I imagine Jesus loved to roll down the hills of Nazareth. Talk about a Dude who was one crazy, reckless, unashamed, out of control Hill Roller! I feel sad we have made Jesus so serious and robbed him of the hilarity of His phenomenal hill rolling, of His abandoned joy in the journey, of His acceptance of the irony of not knowing what the future holds even though He was God, of the rock and rolling communion of laughter with His buddies, and of Jesus’ great love – so great He could hold a friend in his arms; He could hold the World in His hands and together roll, and roll, and roll down Life’s Big Hills. When we have a Friend like that, we no longer need to be afraid to let go and roll with God.

 

I see some pretty big Life Hills ahead. We all get to go down big hills in this life – a parent’s death, a friend’s divorce, a child’s illness, a scary test result, a betrayal, a big mistake. I hope I will be brave enough to in the words of another great hymn, “Turn my eyes upon Jesus”. He has his eyes laser-locked on mine, waiting at the finish line. He already rolled down all the Big Hills, and He rolled down in my place The Biggest Hill of All. Jesus climbed The Big Hill of Calvary, and He carried me down Golgotha’s Hill on His bloodied back and in His pierced hands. Jesus rolled down Calvary’s Hill unafraid because He knew The Father was waiting at the end and that The Father was big enough to control any Fall. The Fall.

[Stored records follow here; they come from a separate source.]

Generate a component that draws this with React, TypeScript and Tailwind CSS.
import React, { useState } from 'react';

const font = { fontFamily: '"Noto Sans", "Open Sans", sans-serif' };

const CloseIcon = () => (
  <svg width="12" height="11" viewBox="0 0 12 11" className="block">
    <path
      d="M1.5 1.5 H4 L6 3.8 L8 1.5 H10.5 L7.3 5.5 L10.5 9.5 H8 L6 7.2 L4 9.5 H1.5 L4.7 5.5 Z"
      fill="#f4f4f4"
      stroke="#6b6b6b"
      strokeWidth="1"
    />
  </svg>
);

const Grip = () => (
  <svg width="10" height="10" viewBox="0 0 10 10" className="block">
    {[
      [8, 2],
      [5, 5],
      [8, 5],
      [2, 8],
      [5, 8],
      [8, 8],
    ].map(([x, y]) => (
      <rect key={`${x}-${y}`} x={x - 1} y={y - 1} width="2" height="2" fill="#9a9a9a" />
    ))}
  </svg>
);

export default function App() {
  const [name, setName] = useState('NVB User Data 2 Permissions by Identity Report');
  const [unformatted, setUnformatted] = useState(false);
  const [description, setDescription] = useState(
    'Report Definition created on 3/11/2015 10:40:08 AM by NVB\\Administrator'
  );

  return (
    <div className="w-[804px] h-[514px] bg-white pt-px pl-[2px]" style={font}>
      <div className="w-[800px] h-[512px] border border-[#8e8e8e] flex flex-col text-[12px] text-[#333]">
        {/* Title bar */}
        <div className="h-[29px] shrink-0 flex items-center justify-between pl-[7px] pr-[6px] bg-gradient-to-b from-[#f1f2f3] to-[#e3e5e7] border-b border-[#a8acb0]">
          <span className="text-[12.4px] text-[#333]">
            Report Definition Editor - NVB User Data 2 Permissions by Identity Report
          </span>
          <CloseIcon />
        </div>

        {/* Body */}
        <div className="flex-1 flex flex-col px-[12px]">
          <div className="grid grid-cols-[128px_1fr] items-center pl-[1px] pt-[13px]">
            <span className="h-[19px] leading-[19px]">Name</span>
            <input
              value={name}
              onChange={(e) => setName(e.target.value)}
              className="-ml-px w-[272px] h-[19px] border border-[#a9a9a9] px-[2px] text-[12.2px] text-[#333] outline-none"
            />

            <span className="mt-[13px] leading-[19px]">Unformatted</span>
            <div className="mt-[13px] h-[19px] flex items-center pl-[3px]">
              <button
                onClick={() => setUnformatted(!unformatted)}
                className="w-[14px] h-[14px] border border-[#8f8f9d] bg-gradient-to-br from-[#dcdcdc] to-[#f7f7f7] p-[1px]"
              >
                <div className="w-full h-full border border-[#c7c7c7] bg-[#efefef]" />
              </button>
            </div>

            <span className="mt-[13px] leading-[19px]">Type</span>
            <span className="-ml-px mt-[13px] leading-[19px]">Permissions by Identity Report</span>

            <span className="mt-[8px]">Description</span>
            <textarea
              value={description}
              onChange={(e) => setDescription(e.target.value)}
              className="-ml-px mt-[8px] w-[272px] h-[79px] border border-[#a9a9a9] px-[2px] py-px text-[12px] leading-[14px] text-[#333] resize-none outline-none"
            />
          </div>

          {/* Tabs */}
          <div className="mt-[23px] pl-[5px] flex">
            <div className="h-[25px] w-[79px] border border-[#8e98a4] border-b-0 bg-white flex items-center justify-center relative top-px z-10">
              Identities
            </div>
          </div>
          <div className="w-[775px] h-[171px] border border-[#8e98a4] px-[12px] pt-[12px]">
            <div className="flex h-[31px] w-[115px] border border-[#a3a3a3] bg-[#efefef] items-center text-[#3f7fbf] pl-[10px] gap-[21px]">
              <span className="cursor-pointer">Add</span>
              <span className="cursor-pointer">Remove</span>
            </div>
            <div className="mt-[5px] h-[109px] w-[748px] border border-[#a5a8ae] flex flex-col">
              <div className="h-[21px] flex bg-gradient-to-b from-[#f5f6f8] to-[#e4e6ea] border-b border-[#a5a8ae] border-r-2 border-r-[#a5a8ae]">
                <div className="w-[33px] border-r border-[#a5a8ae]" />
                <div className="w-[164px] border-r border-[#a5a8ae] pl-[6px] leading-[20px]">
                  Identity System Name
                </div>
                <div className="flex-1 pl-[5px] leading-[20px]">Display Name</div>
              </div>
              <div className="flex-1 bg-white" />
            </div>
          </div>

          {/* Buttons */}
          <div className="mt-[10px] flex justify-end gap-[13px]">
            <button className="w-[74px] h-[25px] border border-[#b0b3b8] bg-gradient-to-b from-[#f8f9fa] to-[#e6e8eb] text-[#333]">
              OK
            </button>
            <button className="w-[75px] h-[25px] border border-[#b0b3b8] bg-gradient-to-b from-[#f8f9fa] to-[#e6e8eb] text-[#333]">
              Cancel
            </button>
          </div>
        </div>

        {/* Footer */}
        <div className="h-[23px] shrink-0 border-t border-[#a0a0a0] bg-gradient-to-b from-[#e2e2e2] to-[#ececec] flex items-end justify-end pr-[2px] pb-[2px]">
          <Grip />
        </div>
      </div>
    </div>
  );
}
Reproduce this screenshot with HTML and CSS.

The Hills I face today or tomorrow will seem quite small to Jesus, Hill-roller Extraordinaire.

 

Perhaps I will get another chance to grab one of God’s children standing alone and afraid at the top of The Hill and together we will roll and roll and roll, and not look down once. We will keep our eyes turned up to the heavens and we will be laughing and rejoicing as we free fall forward on Life’s Hill. We won’t be afraid because Jesus will be rolling with us, willy-nilly, out of all control except the Father’s.